Day 1: Ancient Town in the morning, My Son Sanctuary in the afternoon, lanterns by the river at 7pm. Day 2: cooking class in the morning, An Bang Beach in the afternoon. If you’re getting clothes made — start measurements on day 1 and collect on day 3. That’s the third day sorted.

Is the Hoi An tailor experience actually worth it?

Yes — with the right time commitment. Hoi An tailors can produce well-made custom garments at a fraction of what you’d pay at home. The failure mode is rushing: 24-hour orders tend to have fitting problems you don’t notice until you’re on a plane home.

When is the best time to visit Hoi An?

February to April is the clear answer — dry season, moderate temperatures, good morning light on the yellow walls. October–November is typhoon season: the town can flood. Still operational, but pack waterproof sandals and check conditions before arriving. July–August is peak crowds and peak heat — manageable with the timing rule (before 9am, after 6pm), rough if you ignore it.

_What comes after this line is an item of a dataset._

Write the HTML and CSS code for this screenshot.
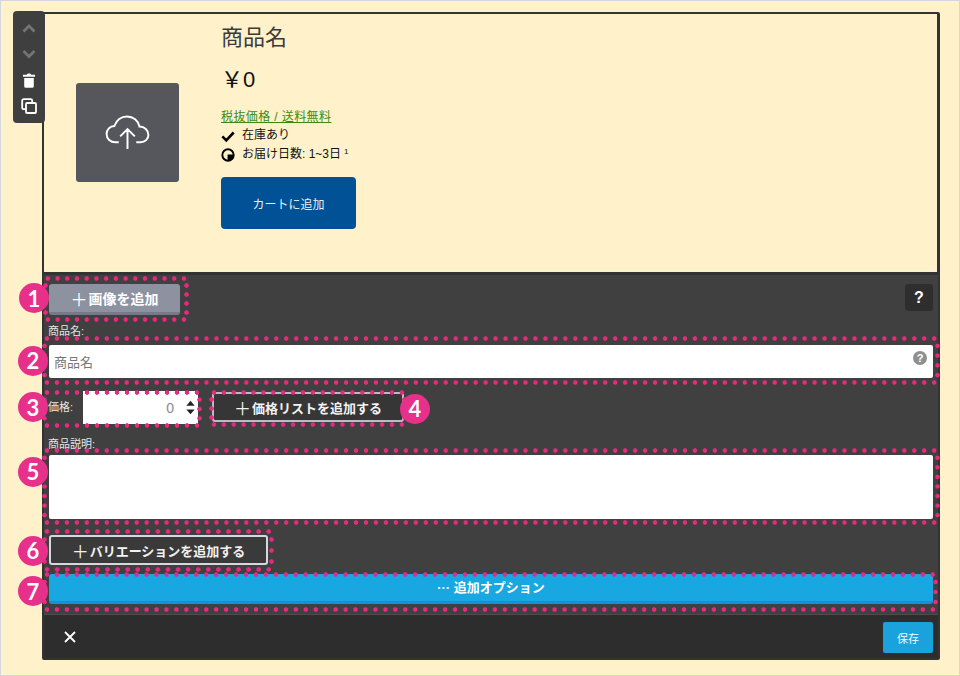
FILE: index.html
```html
<!DOCTYPE html>
<html lang="ja">
<head>
<meta charset="utf-8">
<title>商品名</title>
<link rel="stylesheet" href="styles.css">
</head>
<body>
<div class="page">
  <div class="card">
    <div class="side-tools">
      <svg class="tool" viewBox="0 0 16 16"><path d="M2.500 11.500L8 6l5.500 5.500" fill="none" stroke="#747474" stroke-width="2.800"/></svg>
      <svg class="tool" viewBox="0 0 16 16"><path d="M2.500 5L8 10.500 13.500 5" fill="none" stroke="#747474" stroke-width="2.800"/></svg>
      <svg class="tool" viewBox="0 0 16 16"><path d="M5.800 2.800C6 1.200 10 1.200 10.200 2.800H14v2H2v-2zM3.200 6h9.600v8.200a1.500 1.500 0 0 1-1.500 1.500H4.700a1.500 1.500 0 0 1-1.500-1.500z" fill="#fff"/></svg>
      <svg class="tool" viewBox="0 0 16 16"><rect x="1.200" y="1.200" width="10" height="10" rx="1.500" fill="none" stroke="#fff" stroke-width="1.800"/><rect x="5" y="5" width="10" height="10" rx="1" fill="#404040" stroke="#fff" stroke-width="1.800"/></svg>
    </div>
    <section class="preview">
      <div class="image-box">
        <svg class="cloud" viewBox="0 0 46 36"><path d="M14 28H10.500C5.500 28 1.500 24.500 1.500 19.500C1.500 15 5 11.500 9.500 11.300C11.500 5.500 16.500 1.500 22.500 1.500C29 1.500 34 6 35.300 11.800C40.500 12 44.500 15.500 44.500 20.500C44.500 24.800 41 28 36.500 28H32M23 35V15M15.500 22L23 14.500 30.500 22" fill="none" stroke="#fff" stroke-width="2"/></svg>
      </div>
      <div class="info">
        <h1 class="title">商品名</h1>
        <div class="price">￥0</div>
        <a class="tax">税抜価格 / 送料無料</a>
        <div class="meta"><svg class="meta-icon" viewBox="0 0 16 16"><path d="M1.500 8.500L6 13 14.500 4" fill="none" stroke="#000" stroke-width="3"/></svg><span>在庫あり</span></div>
        <div class="meta"><svg class="meta-icon" viewBox="0 0 16 16"><circle cx="8" cy="8" r="6.500" fill="none" stroke="#000" stroke-width="2.200"/><path d="M7.500 7.500h6.500v1a6 6 0 0 1-6.500 5.500z" fill="#000"/></svg><span>お届け日数: 1~3日</span><sup class="note">1</sup></div>
        <div class="cart">カートに追加</div>
      </div>
    </section>
    <section class="panel">
      <div class="row-top">
        <div class="dots box-one">
          <span class="badge badge-left badge-one">1</span>
          <div class="btn-image"><span class="plus">＋</span>画像を追加</div>
        </div>
        <div class="help-btn">?</div>
      </div>
      <div class="label label-name">商品名:</div>
      <div class="dots box-wide box-name">
        <span class="badge badge-left">2</span>
        <div class="field field-name">商品名<span class="hint">?</span></div>
      </div>
      <div class="row-price">
        <div class="dots box-price">
          <span class="badge badge-left badge-three">3</span>
          <span class="label price-label">価格:</span>
          <div class="number"><span>0</span><svg class="stepper" viewBox="0 0 12 20"><path d="M6 1l5.500 6.500H.5zM6 19L.5 12.500h11z" fill="#222"/></svg></div>
        </div>
        <div class="dots box-list">
          <span class="badge badge-right">4</span>
          <div class="btn-outline btn-list"><span class="plus">＋</span>価格リストを追加する</div>
        </div>
      </div>
      <div class="label label-desc">商品説明:</div>
      <div class="dots box-wide box-desc">
        <span class="badge badge-left badge-five">5</span>
        <div class="field field-desc"></div>
      </div>
      <div class="dots box-var">
        <span class="badge badge-left">6</span>
        <div class="btn-outline btn-var"><span class="plus">＋</span>バリエーションを追加する</div>
      </div>
      <div class="dots box-wide box-more">
        <span class="badge badge-left badge-seven">7</span>
        <div class="more">··· 追加オプション</div>
      </div>
    </section>
    <footer class="footer">
      <svg class="close" viewBox="0 0 12 12"><path d="M1 1l10 10M11 1L1 11" stroke="#fff" stroke-width="1.800" fill="none"/></svg>
      <div class="save">保存</div>
    </footer>
  </div>
</div>
</body>
</html>
```
FILE: styles.css
```css
* { box-sizing: border-box; }
html, body { margin: 0; padding: 0; }
body {
  font-family: "Liberation Sans", "Noto Sans CJK JP", sans-serif;
  color: #222;
}
.page {
  width: 960px;
  height: 676px;
  background: #fff2cb;
  border: 1px solid #d3d8de;
  padding: 11px 0 0 41px;
}
.card {
  position: relative;
  width: 898px;
  height: 648px;
  background: #333;
  border: 2px solid #333;
  border-radius: 2px;
  display: flex;
  flex-direction: column;
}
.side-tools {
  position: absolute;
  left: -31px;
  top: -3px;
  width: 32px;
  height: 112px;
  background: #3f3f3f;
  border-radius: 4px;
  display: flex;
  flex-direction: column;
  align-items: center;
  padding: 9px 0 0 0;
  gap: 10px;
  z-index: 3;
}
.tool { width: 16px; height: 16px; display: block; }
.preview {
  height: 258px;
  width: 893px;
  flex: none;
  background: #fff2cb;
  display: flex;
  padding-left: 32px;
  border-bottom: 1px solid #eee;
}
.image-box {
  width: 103px;
  height: 99px;
  margin-top: 69px;
  background: #56575c;
  border-radius: 3px;
  display: flex;
  align-items: center;
  justify-content: center;
}
.cloud { width: 45px; height: 35px; }
.info { margin-left: 42px; display: flex; flex-direction: column; align-items: flex-start; }
.title { margin: 9px 0 0; font-size: 22px; line-height: 30px; font-weight: 400; color: #3a3a3a; }
.price { margin-top: 12px; font-size: 22px; line-height: 30px; color: #111; }
.tax { margin-top: 14px; font-size: 12px; line-height: 17px; color: #3a8a12; text-decoration: underline; letter-spacing: .4px; }
.meta { display: flex; align-items: center; font-size: 12px; line-height: 19px; color: #111; }
.meta-icon { width: 14px; height: 14px; margin-right: 7px; }
.note { font-size: 8px; line-height: 8px; margin: -6px 0 0 3px; }
.cart {
  margin-top: 13px;
  width: 135px;
  height: 52px;
  background: #005196;
  color: #e8eef5;
  border-radius: 4px;
  font-size: 12px;
  display: flex;
  align-items: center;
  justify-content: center;
}
.panel {
  height: 343px;
  flex: none;
  background: #404040;
  border-top: 3px solid #333;
  border-bottom: 1px solid #4c4c4c;
}
.row-top { display: flex; justify-content: space-between; padding: 1px 5px 0 0; }
.dots { position: relative; flex: none; }
.dots::before,
.dots::after {
  content: "";
  position: absolute;
  pointer-events: none;
  z-index: 1;
  --dot: radial-gradient(circle, #e8297f 1.900px, rgba(232,41,127,0) 2.600px);
}
.dots::after {
  inset: 0;
  background:
    var(--dot) 0 0 / 10px 5px round no-repeat,
    var(--dot) 0 100% / 10px 5px round no-repeat;
}
.dots::before {
  inset: 5px 0;
  background:
    var(--dot) 100% 0 / 5px 10px no-repeat round,
    var(--dot) 0 0 / 5px 10px no-repeat round;
}
.box-one { width: 146px; height: 46px; margin-left: -1px; padding: 8px 0 0 6px; }
.btn-image {
  width: 131px;
  height: 31px;
  background: #8d92a1;
  border-bottom: 3px solid #767a88;
  border-radius: 3px;
  color: #fff;
  font-size: 14px;
  font-weight: 700;
  display: flex;
  align-items: center;
  justify-content: center;
}
.plus { font-size: 17px; font-weight: 400; margin-right: 1px; }
.help-btn {
  width: 28px;
  height: 27px;
  margin-top: 8px;
  background: #2e2e2e;
  border-radius: 3px;
  color: #fff;
  font-size: 16px;
  font-weight: 700;
  display: flex;
  align-items: center;
  justify-content: center;
}
.label { font-size: 11px; line-height: 13px; color: #e6e6e6; }
.label-name { padding-left: 4px; margin-top: 3px; }
.box-wide { width: 898px; margin-left: -2px; }
.box-name { height: 49px; margin-top: -2px; padding: 9px 0 0 7px; }
.field { width: 884px; background: #fff; }
.field-name {
  height: 33px;
  padding-left: 5px;
  font-size: 13px;
  color: #777;
  display: flex;
  align-items: center;
  justify-content: space-between;
  border-radius: 2px;
}
.hint {
  width: 14px;
  height: 14px;
  margin: -8px 6px 0 0;
  border-radius: 50%;
  background: #8f8f8f;
  color: #fff;
  font-size: 11px;
  font-weight: 700;
  line-height: 14px;
  text-align: center;
}
.row-price { display: flex; margin-top: 5px; }
.box-price {
  width: 160px;
  height: 38px;
  margin-left: -2px;
  display: flex;
  padding-left: 6px;
}
.price-label { line-height: 34px; width: 35px; }
.number {
  width: 115px;
  height: 33px;
  margin-top: 1px;
  background: #fff;
  color: #8a8a8a;
  font-size: 14px;
  display: flex;
  align-items: center;
  justify-content: flex-end;
  padding-right: 3px;
}
.stepper { width: 9px; height: 15px; margin-left: 12px; }
.box-list { width: 198px; height: 37px; margin-left: 7px; padding: 2px 0 0 3px; }
.btn-outline {
  border: 2px solid #b9bcc4;
  border-radius: 3px;
  background: #363636;
  color: #f2f2f2;
  font-size: 13px;
  font-weight: 700;
  display: flex;
  align-items: center;
  justify-content: center;
}
.btn-list { width: 192px; height: 30px; }
.label-desc { padding-left: 4px; margin-top: 10px; }
.box-desc { height: 77px; margin-top: -3px; padding: 7px 0 0 7px; }
.field-desc { height: 64px; border-radius: 2px; }
.box-var { width: 232px; height: 43px; margin-left: -2px; margin-top: 4px; padding: 6px 0 0 7px; }
.btn-var { width: 219px; height: 30px; background: #3a3a3a; border-color: #d5d8de; }
.box-more { width: 896px; height: 40px; padding: 2px 0 0 7px; }
.more {
  width: 884px;
  height: 30px;
  background: #19a7e1;
  border-bottom: 3px solid #1a8fd2;
  border-radius: 3px;
  color: #fff;
  font-size: 13px;
  font-weight: 700;
  text-align: center;
  line-height: 28px;
}
.badge {
  position: absolute;
  width: 30px;
  height: 30px;
  border-radius: 50%;
  background: #e6308a;
  color: #fff;
  font-family: "Lato", sans-serif;
  font-size: 22px;
  font-weight: 700;
  display: flex;
  align-items: center;
  justify-content: center;
  z-index: 2;
  top: 50%;
  margin-top: -15px;
}
.badge-left { left: -24px; }
.badge-right { right: -23px; }
.badge-one { margin-top: -16px; }
.badge-three { margin-top: -17px; }
.badge-five { margin-top: -30px; }
.badge-seven { margin-top: -16px; }
.footer {
  flex: 1;
  background: #2d2d2d;
  display: flex;
  align-items: center;
  justify-content: space-between;
  padding: 0 5px 0 20px;
}
.close { width: 12px; height: 12px; margin-top: 1px; }
.save {
  width: 50px;
  height: 31px;
  background: #19a2dc;
  border-radius: 2px;
  color: #f2fbff;
  font-size: 11px;
  display: flex;
  align-items: center;
  justify-content: center;
  margin-top: 2px;
}
```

Is the full moon Lantern Festival worth timing your trip around?

If you can overlap dates without contorting your whole itinerary — yes. The full moon festival (14th of each lunar month) closes the main streets to motorbikes, kills the electric lights, and replaces them with silk lanterns and traditional music. It’s the Hoi An that earned the reputation. Regular evenings after 7pm are still good — the festival is the magnified version.

Is My Son Sanctuary worth the half-day trip from Hoi An?

Yes, for most travelers. It’s the only Cham Hindu temple complex in Vietnam and the architecture looks like nothing else in the country. Go at 7am, allow 2 hours on site, return by noon. Skip it only if ancient ruins genuinely don’t interest you — it’s not a mainstream crowd-pleaser, it’s an honest niche.

Do I need a ticket to walk around the Ancient Town?

No — you can walk the streets, eat at restaurants, and look at the exteriors without a ticket. The 120,000 VND combined ticket covers entry to the named attraction interiors: Japanese Covered Bridge, Tan Ky House, Phuc Kien Assembly Hall, the Folk Museum. If you want to go inside those, buy it. If you’re satisfied with street-level wandering, you don’t need it.